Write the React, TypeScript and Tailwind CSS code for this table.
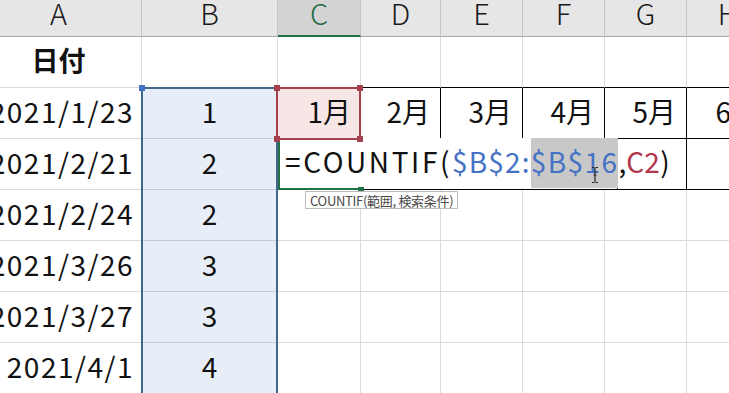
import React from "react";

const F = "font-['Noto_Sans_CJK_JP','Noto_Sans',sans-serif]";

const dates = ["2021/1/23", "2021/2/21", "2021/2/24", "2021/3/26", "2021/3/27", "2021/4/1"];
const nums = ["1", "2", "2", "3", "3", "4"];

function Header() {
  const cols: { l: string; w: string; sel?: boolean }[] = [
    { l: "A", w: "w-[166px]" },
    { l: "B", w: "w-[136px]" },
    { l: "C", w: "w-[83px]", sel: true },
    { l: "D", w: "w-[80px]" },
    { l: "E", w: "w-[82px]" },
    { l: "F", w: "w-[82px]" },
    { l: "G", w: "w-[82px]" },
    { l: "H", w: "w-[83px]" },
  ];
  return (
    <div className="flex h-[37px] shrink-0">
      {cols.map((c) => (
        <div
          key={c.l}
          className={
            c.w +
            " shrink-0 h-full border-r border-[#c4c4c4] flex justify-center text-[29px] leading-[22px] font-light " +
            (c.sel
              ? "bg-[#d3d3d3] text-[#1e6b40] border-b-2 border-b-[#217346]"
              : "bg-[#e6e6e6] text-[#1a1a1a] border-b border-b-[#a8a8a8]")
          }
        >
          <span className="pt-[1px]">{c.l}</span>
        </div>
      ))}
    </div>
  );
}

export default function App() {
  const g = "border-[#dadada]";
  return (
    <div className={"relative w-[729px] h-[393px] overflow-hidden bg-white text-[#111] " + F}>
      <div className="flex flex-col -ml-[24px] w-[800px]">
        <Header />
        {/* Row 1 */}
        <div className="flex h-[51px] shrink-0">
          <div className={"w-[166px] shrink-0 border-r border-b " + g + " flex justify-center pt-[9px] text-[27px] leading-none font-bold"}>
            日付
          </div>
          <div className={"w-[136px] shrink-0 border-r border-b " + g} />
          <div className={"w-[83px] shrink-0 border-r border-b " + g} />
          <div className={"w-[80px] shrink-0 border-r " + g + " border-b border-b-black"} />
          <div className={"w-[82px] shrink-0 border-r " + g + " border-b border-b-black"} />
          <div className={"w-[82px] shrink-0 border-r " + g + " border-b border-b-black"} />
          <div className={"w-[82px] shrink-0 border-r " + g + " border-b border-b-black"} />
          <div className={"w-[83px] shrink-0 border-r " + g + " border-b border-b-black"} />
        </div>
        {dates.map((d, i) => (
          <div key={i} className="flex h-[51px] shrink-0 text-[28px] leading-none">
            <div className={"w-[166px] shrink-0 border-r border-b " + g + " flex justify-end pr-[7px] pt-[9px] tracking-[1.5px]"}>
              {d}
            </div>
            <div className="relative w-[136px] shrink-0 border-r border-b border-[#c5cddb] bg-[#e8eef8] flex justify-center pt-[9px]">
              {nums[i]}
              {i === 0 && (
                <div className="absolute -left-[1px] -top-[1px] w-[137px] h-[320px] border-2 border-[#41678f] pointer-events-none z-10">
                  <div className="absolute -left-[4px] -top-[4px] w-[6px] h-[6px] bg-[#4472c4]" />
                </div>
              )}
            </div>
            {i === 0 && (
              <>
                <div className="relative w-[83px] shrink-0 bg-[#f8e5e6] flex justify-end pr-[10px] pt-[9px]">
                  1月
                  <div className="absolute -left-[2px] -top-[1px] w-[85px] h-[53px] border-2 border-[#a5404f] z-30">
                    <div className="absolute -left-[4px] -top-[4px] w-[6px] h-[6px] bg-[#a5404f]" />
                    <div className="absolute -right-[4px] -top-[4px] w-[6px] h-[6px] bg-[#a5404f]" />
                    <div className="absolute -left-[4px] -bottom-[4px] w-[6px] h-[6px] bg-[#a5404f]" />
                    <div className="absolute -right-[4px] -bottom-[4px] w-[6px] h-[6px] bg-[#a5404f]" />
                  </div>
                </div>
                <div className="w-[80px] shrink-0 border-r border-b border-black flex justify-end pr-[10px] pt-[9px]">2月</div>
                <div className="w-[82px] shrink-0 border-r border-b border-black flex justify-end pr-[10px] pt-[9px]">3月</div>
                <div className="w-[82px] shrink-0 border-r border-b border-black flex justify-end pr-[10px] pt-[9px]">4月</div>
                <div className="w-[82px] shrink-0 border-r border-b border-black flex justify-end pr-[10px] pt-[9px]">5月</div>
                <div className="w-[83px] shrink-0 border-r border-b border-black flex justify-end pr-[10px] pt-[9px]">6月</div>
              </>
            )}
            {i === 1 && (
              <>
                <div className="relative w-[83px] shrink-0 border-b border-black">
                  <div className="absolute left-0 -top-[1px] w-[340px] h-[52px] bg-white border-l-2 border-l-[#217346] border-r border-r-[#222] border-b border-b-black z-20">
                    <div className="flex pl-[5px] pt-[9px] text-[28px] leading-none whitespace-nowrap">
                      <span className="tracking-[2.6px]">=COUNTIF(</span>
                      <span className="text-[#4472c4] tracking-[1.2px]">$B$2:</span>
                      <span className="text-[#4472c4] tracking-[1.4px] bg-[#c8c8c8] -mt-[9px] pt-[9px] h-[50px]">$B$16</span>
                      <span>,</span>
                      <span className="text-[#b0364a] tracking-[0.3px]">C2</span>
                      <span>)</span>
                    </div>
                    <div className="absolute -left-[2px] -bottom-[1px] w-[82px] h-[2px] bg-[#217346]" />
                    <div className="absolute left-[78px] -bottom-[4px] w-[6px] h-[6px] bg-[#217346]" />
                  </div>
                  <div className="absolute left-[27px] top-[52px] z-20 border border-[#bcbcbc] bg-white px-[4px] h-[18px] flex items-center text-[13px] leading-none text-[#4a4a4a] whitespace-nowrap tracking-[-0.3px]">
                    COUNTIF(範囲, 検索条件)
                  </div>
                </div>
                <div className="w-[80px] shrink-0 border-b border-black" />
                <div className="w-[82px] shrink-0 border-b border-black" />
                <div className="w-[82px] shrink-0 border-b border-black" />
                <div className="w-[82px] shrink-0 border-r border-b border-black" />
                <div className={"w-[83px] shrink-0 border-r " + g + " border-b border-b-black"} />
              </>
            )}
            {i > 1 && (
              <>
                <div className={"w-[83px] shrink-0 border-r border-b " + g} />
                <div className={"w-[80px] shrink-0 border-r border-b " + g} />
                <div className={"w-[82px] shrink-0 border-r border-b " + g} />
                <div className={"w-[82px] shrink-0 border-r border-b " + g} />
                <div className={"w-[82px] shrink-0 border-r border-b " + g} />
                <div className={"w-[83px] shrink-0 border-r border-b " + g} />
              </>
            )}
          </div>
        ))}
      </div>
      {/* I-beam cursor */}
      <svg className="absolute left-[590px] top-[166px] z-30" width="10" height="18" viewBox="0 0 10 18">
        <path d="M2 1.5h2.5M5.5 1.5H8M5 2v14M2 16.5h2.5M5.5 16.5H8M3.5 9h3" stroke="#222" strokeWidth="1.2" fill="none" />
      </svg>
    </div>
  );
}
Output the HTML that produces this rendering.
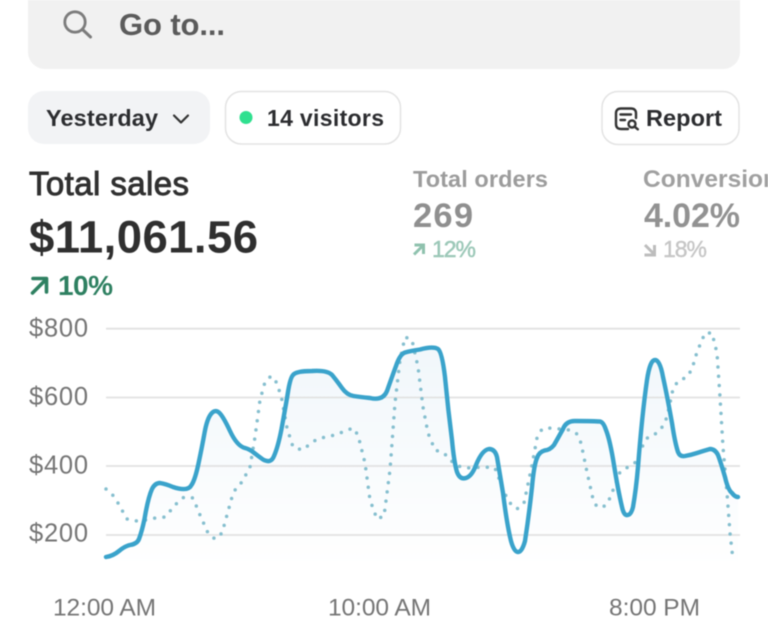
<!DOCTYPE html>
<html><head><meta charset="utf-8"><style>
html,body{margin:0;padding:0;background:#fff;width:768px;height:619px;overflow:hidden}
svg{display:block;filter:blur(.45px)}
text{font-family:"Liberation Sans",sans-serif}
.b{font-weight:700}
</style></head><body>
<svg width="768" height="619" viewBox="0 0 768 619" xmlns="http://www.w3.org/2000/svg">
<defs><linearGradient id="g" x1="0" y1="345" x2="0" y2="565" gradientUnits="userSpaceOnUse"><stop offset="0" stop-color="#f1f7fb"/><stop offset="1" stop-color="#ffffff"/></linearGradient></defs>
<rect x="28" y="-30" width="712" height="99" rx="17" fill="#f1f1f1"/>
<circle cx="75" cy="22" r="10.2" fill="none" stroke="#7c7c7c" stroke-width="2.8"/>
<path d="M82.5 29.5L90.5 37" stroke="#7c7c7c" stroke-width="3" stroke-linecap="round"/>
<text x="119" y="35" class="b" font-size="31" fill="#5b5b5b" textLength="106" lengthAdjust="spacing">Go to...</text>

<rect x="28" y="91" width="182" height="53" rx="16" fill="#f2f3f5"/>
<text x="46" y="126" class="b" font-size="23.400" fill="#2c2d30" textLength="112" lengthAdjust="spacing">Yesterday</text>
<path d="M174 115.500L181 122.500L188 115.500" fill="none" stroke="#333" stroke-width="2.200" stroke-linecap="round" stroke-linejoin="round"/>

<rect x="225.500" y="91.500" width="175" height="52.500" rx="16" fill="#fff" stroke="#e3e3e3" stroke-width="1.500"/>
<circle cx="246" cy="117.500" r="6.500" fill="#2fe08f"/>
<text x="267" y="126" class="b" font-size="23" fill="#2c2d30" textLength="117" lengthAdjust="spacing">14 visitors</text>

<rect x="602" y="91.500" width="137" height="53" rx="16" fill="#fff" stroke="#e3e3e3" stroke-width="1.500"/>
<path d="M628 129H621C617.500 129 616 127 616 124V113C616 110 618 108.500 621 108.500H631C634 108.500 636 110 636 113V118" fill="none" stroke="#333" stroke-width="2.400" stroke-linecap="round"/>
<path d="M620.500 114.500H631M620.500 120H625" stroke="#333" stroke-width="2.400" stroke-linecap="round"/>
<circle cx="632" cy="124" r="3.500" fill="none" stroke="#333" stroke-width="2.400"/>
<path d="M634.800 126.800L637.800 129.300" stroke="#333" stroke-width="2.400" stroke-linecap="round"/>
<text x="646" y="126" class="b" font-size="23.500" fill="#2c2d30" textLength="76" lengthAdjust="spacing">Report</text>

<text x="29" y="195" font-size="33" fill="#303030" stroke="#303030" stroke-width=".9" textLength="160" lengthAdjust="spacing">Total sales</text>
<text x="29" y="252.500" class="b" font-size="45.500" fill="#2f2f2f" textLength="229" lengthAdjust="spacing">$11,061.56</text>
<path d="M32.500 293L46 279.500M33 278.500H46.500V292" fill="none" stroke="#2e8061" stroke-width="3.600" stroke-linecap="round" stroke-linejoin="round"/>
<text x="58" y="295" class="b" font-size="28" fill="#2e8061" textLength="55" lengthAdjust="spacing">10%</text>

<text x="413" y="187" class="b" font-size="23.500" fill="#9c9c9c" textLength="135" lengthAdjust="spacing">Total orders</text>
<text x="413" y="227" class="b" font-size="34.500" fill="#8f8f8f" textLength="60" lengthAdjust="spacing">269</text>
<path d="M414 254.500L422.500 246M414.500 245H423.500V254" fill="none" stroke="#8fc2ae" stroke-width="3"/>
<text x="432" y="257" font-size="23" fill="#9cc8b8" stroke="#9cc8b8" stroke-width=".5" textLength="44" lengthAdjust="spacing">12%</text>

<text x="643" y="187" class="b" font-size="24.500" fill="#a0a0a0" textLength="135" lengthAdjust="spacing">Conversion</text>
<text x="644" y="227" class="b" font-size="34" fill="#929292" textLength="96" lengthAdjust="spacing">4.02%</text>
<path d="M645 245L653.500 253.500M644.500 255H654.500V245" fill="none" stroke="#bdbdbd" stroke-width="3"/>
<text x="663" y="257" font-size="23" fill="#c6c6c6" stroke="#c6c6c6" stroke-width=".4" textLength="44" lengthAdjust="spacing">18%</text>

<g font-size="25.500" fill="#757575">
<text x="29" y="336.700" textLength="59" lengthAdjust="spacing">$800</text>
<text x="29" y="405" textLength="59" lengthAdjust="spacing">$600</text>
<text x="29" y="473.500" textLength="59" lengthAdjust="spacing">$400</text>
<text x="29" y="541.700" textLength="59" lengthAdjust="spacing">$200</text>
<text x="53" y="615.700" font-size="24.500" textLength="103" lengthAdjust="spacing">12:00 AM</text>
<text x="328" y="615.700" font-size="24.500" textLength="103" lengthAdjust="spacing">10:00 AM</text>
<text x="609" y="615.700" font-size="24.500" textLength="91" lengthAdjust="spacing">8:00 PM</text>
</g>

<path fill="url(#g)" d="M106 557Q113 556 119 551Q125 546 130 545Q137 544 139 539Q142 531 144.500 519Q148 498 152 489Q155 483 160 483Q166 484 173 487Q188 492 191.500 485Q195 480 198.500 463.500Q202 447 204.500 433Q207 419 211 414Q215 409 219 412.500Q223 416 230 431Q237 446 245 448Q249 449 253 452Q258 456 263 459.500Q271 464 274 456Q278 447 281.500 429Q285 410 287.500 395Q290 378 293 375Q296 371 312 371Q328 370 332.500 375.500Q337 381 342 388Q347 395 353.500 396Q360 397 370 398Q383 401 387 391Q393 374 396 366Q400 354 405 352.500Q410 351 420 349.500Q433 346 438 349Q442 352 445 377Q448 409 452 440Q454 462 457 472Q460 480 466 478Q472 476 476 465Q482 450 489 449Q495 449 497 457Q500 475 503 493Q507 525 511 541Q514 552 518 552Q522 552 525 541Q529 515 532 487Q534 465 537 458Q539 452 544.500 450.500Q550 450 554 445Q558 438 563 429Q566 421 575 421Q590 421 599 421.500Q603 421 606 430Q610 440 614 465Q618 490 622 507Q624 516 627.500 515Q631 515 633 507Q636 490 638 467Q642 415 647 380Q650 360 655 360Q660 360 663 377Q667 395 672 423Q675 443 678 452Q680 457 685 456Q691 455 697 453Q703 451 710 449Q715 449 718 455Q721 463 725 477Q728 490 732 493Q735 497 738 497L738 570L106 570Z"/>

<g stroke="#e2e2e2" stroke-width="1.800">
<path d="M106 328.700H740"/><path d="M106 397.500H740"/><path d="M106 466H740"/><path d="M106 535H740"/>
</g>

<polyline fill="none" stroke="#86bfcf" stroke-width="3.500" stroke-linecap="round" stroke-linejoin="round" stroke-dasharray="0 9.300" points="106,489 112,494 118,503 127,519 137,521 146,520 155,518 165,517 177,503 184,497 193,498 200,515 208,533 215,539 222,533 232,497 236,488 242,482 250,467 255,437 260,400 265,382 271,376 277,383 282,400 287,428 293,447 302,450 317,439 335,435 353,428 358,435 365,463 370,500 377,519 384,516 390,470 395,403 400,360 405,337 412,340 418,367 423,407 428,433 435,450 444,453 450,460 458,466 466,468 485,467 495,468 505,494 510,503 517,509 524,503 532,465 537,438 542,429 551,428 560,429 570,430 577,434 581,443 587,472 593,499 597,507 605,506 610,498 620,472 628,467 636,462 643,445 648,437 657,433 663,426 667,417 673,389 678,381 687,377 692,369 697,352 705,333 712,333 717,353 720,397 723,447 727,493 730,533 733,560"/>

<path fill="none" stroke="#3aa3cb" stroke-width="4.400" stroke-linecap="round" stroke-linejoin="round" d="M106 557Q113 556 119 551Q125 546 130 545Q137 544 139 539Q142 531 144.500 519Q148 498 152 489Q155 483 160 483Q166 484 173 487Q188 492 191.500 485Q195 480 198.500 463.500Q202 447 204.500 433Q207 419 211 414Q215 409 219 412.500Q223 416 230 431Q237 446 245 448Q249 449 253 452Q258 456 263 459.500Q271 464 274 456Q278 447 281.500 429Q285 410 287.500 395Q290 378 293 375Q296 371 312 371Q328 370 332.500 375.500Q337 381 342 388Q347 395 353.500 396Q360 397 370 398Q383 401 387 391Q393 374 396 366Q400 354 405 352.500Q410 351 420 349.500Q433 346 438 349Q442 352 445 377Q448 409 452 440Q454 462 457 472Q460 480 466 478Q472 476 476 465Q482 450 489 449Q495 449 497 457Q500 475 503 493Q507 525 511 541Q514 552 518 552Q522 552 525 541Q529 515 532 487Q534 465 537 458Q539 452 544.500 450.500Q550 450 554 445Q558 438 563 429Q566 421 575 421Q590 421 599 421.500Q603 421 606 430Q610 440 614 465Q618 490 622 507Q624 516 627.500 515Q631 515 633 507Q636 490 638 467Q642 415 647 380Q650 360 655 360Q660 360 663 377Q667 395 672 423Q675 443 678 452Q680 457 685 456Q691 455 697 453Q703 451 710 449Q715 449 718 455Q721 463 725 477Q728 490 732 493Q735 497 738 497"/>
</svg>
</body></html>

- EXERCISE DESCRIPTION:
Find how many of the lines above have the word "this" in them. State only that number.

- ANSWER TO THE TASK:
2